The letter is accompanied by two undated notes, one presumably written on the 29 or 30 April and signed by a member of the Royal Irish Constabulary after the surrender; 'The following received from Commandeth [sic] Dublin. Most of the country commanders have already surrendered, no terms exept [sic] unconditional surrender are offered, inform press & people'; the other reporting the destruction of Liberty Hall by British troops on 26 April 1916 in the mistaken belief that members of the Irish Citizen Army were within, docketed 'Official' in pencil at the head with the words 'God save the King', obscured, at the foot, reporting confidently that 'During the night the Royal Naval Reserve in Gunboat and Transport on the Liffey shelled, and the troops subsequently occupied Liberty Hall, Headquarters of Sinn Fein Force, meantime large reinforcements have arrived in Dublin...The situation is well in hand, Repairs to line being rapidly fixed'.
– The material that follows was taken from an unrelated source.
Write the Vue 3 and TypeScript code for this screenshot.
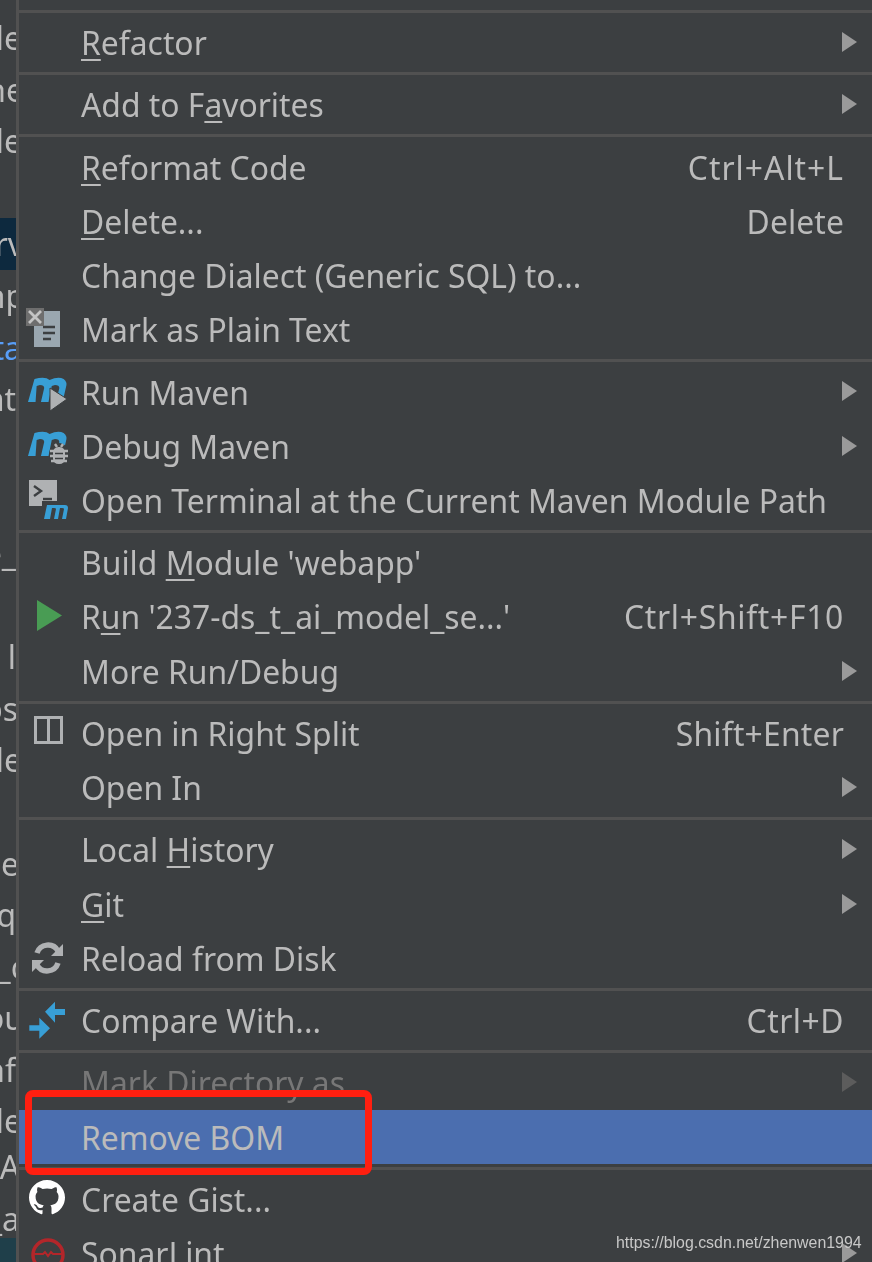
<script setup lang="ts">
interface Item { label: string; key?: string; ks?: number; arrow?: boolean; icon?: string; disabled?: boolean; active?: boolean }
const groups: Item[][] = [
  [{ label: '&Refactor', arrow: true }],
  [{ label: 'Add to F&avorites', arrow: true }],
  [
    { label: '&Reformat Code', key: 'Ctrl+Alt+L', ks: 1 },
    { label: '&Delete...', key: 'Delete', ks: 0.1 },
    { label: 'Change Dialect (Generic SQL) to...' },
    { label: 'Mark as Plain Text', icon: 'plain' },
  ],
  [
    { label: 'Run Maven', arrow: true, icon: 'mrun' },
    { label: 'Debug Maven', arrow: true, icon: 'mdebug' },
    { label: 'Open Terminal at the Current Maven Module Path', icon: 'mterm' },
  ],
  [
    { label: "Build &Module 'webapp'" },
    { label: "R&un '237-ds_t_ai_model_se...'", key: 'Ctrl+Shift+F10', ks: 0.7, icon: 'play' },
    { label: 'More Run/Debug', arrow: true },
  ],
  [
    { label: 'Open in Right Split', key: 'Shift+Enter', ks: 0.2, icon: 'split' },
    { label: 'Open In', arrow: true },
  ],
  [
    { label: 'Local &History', arrow: true },
    { label: '&Git', arrow: true },
    { label: 'Reload from Disk', icon: 'reload' },
  ],
  [{ label: 'Compare With...', key: 'Ctrl+D', ks: 0.5, icon: 'compare' }],
  [
    { label: 'Mark Directory as', arrow: true, disabled: true },
    { label: 'Remove BOM', active: true },
  ],
  [
    { label: 'Create Gist...', icon: 'github' },
    { label: 'SonarLint', arrow: true, icon: 'sonar' },
  ],
]
function parts(label: string): [string, string, string] {
  const i = label.indexOf('&')
  if (i < 0) return [label, '', '']
  return [label.slice(0, i), label[i + 1], label.slice(i + 2)]
}
interface Node { t: string; off?: number; sel?: boolean; blue?: boolean; up?: number }
const tree: Node[] = [
  { t: 'le', off: 6 }, { t: 'ne', off: 8 }, { t: 'le', off: 6 }, { t: '' },
  { t: 'rv', sel: true, off: 8 }, { t: 'np', off: 9 }, { t: 'ta', blue: true, off: 6 }, { t: 'at', off: 0 },
  { t: '' }, { t: '' }, { t: 'e_', off: 0 }, { t: '' }, { t: 'l', off: 0 }, { t: 'os', off: 2 }, { t: 'le', off: 6 }, { t: '' },
  { t: 'ce', off: 3 }, { t: 'q', off: 0 }, { t: '_c', off: 10 }, { t: 'ou', off: 8 }, { t: 'nf', off: 0 }, { t: 'le', off: 6 }, { t: 'A', off: 4, up: 6 }, { t: '_a', off: 4 },
]
const mPath = 'M0 25 L6 2 Q16 -1 20 3 Q28 -1 33 2 Q37 5 35 11 L32 25 L26 25 L29 11 Q29 8 25 8 L22 9 L19 25 L12 25 L15 11 Q15 8 11 8 L8 9 L7 25 Z'
</script>

<template>
  <div class="page">
    <div class="tree">
      <div
        v-for="(r, i) in tree"
        :key="i"
        class="node"
        :class="{ sel: r.sel, blue: r.blue }"
        :style="{ marginTop: `${-(r.up ?? 0)}px` }"
      ><span :style="{ marginRight: `${-(r.off ?? 0)}px` }">{{ r.t }}</span></div>
      <div class="node teal"></div>
    </div>
    <div class="menu">
      <template v-for="(g, gi) in groups" :key="gi">
        <div class="sep"></div>
        <div
          v-for="it in g"
          :key="it.label"
          class="row"
          :class="{ disabled: it.disabled, active: it.active }"
        >
          <div class="ico">
            <svg v-if="it.icon" width="62" height="54" viewBox="0 0 62 54">
              <g v-if="it.icon === 'plain'">
                <rect x="15" y="8" width="26" height="36" fill="#9aa7b0" />
                <path d="M24 24h12M24 30h12M24 36h8" stroke="#3c3f41" stroke-width="2.400" fill="none" />
                <rect x="7" y="5" width="18" height="18" fill="#6e6e6e" />
                <path d="M10 8l12 12M22 8L10 20" stroke="#c4c4c4" stroke-width="2.800" fill="none" />
              </g>
              <g v-else-if="it.icon === 'mrun'">
                <path :d="mPath" transform="translate(9 12) scale(1.080 1)" fill="#389fd6" />
                <path d="M31 23l17 11-17 12z" fill="#afb1b3" stroke="#3c3f41" stroke-width="1" />
              </g>
              <g v-else-if="it.icon === 'mdebug'">
                <path :d="mPath" transform="translate(9 12) scale(1.080 1)" fill="#389fd6" />
                <ellipse cx="40" cy="36" rx="10" ry="12" fill="#3c3f41" />
                <rect x="34" y="28" width="12" height="17" rx="5.500" fill="#afb1b3" />
                <path d="M31 32h18M31 37h18M32 42h16M36 25l2 3M44 25l-2 3" stroke="#afb1b3" stroke-width="2.400" fill="none" />
                <path d="M36 34.500h8M36 39.500h8" stroke="#3c3f41" stroke-width="1.500" fill="none" />
              </g>
              <g v-else-if="it.icon === 'mterm'">
                <rect x="10" y="7" width="28" height="26" fill="#afb1b3" />
                <path d="M15 13l7 5-7 5" stroke="#3c3f41" stroke-width="2.400" fill="none" />
                <path d="M24 26h9" stroke="#3c3f41" stroke-width="2.400" fill="none" />
                <rect x="23" y="28" width="27" height="19" fill="#3c3f41" />
                <path d="M25 46l3-14h18q3 0 3 3l-2 11h-4l2-10q0-1-2-1h-2l-2 11h-4l2-10q0-1-2-1h-2l-2 11z" fill="#389fd6" />
              </g>
              <path v-else-if="it.icon === 'play'" d="M18 10l25 15.500L18 41z" fill="#499c54" />
              <path v-else-if="it.icon === 'split'" d="M16.500 11.500h26v25h-26zM29.500 11.500v25" fill="none" stroke="#afb1b3" stroke-width="3" />
              <g v-else-if="it.icon === 'reload'" fill="none" stroke="#afb1b3" stroke-width="5.500">
                <path d="M18 22a11.500 11.500 0 0 1 21-2" />
                <path d="M39 32a11.500 11.500 0 0 1-21 2" />
                <path d="M44 13v12H32z" fill="#afb1b3" stroke="none" />
                <path d="M13 41V29h12z" fill="#afb1b3" stroke="none" />
              </g>
              <g v-else-if="it.icon === 'compare'" fill="#389fd6">
                <path d="M26 17.700L36 7.700V15H46V21H36V28.700Z" />
                <path d="M31 34.300L20.300 23.700V31.300H10.300V36.700H20.300V44.700Z" />
              </g>
              <path v-else-if="it.icon === 'github'" transform="translate(10 8) scale(2.250 2.190)" fill="#fff" fill-rule="evenodd" d="M8 0C3.580 0 0 3.580 0 8c0 3.540 2.290 6.530 5.470 7.590.4.070.55-.17.55-.38 0-.19-.01-.82-.01-1.490-2.010.37-2.530-.49-2.690-.94-.09-.23-.48-.94-.82-1.130-.28-.15-.68-.52-.01-.53.63-.01 1.080.58 1.230.82.720 1.210 1.870.87 2.330.66.070-.52.280-.87.510-1.070-1.780-.2-3.640-.89-3.640-3.950 0-.87.310-1.590.820-2.150-.08-.2-.36-1.020.08-2.120 0 0 .67-.21 2.200.82.640-.18 1.320-.27 2-.27s1.360.09 2 .27c1.530-1.040 2.200-.82 2.200-.82.440 1.100.16 1.920.08 2.120.51.560.82 1.270.82 2.150 0 3.070-1.870 3.750-3.650 3.950.29.250.54.730.54 1.480 0 1.070-.01 1.930-.01 2.200 0 .21.150.46.550.38A8.013 8.013 0 0 0 16 8c0-4.420-3.580-8-8-8z" />
              <g v-else-if="it.icon === 'sonar'" fill="none" stroke="#b3262a" stroke-width="3.500">
                <circle cx="29" cy="28" r="15" />
                <path d="M15 27h9l2-2 3 4 3-4 2 2h10" stroke-width="2" />
              </g>
            </svg>
          </div>
          <div class="label">{{ parts(it.label)[0] }}<span class="mn">{{ parts(it.label)[1] }}</span>{{ parts(it.label)[2] }}</div>
          <div v-if="it.key" class="key" :style="{ letterSpacing: `${it.ks ?? 0}px` }">{{ it.key }}</div>
          <div v-if="it.arrow" class="arrow"></div>
        </div>
      </template>
    </div>
    <div class="callout"></div>
    <div class="mark">https://blog.csdn.net/zhenwen1994</div>
  </div>
</template>

<style>
html, body { margin: 0; background: #3c3f41; }
</style>

<style scoped>
.page {
  position: relative;
  width: 872px;
  height: 1262px;
  overflow: hidden;
  display: flex;
  background: #3c3f41;
  font-family: "Noto Sans", "Open Sans", sans-serif;
  color: #bbbbbb;
}
.tree {
  width: 16px;
  flex: none;
  padding-top: 12px;
  font-size: 31.850px;
  line-height: 51.600px;
  filter: blur(0.4px);
}
.node {
  height: 51.600px;
  width: 16px;
  overflow: hidden;
  display: flex;
  justify-content: flex-end;
  white-space: nowrap;
}
.node span { flex: none; }
.node.sel { background: #0d293e; }
.node.blue { color: #589df6; }
.node.teal { background: #1f3f4a; margin-top: -6px; }
.menu {
  flex: 1;
  min-width: 0;
  border-left: 3px solid #515151;
  padding-top: 7.500px;
  filter: blur(0.4px);
}
.sep {
  height: 8px;
  display: flex;
  align-items: center;
}
.sep::before {
  content: "";
  flex: 1;
  height: 3px;
  background: #515151;
}
.row {
  height: 54.240px;
  display: flex;
  align-items: center;
  font-size: 31.850px;
  white-space: nowrap;
  position: relative;
}
.ico { width: 62px; height: 54px; flex: none; }
.ico svg { display: block; overflow: visible; }
.label { flex: 1; }
.mn { text-decoration: underline; text-decoration-thickness: 2px; text-underline-offset: 4px; }
.key { margin-right: 28px; }
.arrow {
  position: absolute;
  left: 823px;
  top: 16.500px;
  width: 0;
  height: 0;
  border-left: 15px solid #9a9a9a;
  border-top: 10px solid transparent;
  border-bottom: 10px solid transparent;
}
.disabled { color: #777777; }
.disabled .arrow { border-left-color: #5c5c5c; }
.active { background: #4b6eaf; }
.callout {
  position: absolute;
  left: 25px;
  top: 1090px;
  width: 347px;
  height: 85px;
  box-sizing: border-box;
  border: 7.500px solid #ff1f10;
  border-radius: 8px;
}
.mark {
  position: absolute;
  left: 616px;
  top: 1233px;
  font-family: "Liberation Sans", Arial, sans-serif;
  font-size: 15.900px;
  line-height: 20px;
  color: #c8c8c8;
}
</style>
The order of surrender and supporting documents also bear witness to another bloody episode in the history of independence. They come by descent through the family of two R.I.C. men, a father and future son-in-law who were Head Constable and Sergeant at the time of the Easter Rising - the great-grandfather and grandfather of the present owner. It is believed that the great-grandfather, George Mcdonagh, was given the order of surrender by District Inspector Percival Lea Wilson whilst they were stationed together at Gorey in Co. Wexford. Wilson was assassinated in June 1920 on the orders of Michael Collins, supposedly in retaliation for having mistreated the rebel leader, Thomas Clarke, four years earlier. A group photograph of their R.I.C. unit and two press photographs of Wilson's military funeral are included in the lot.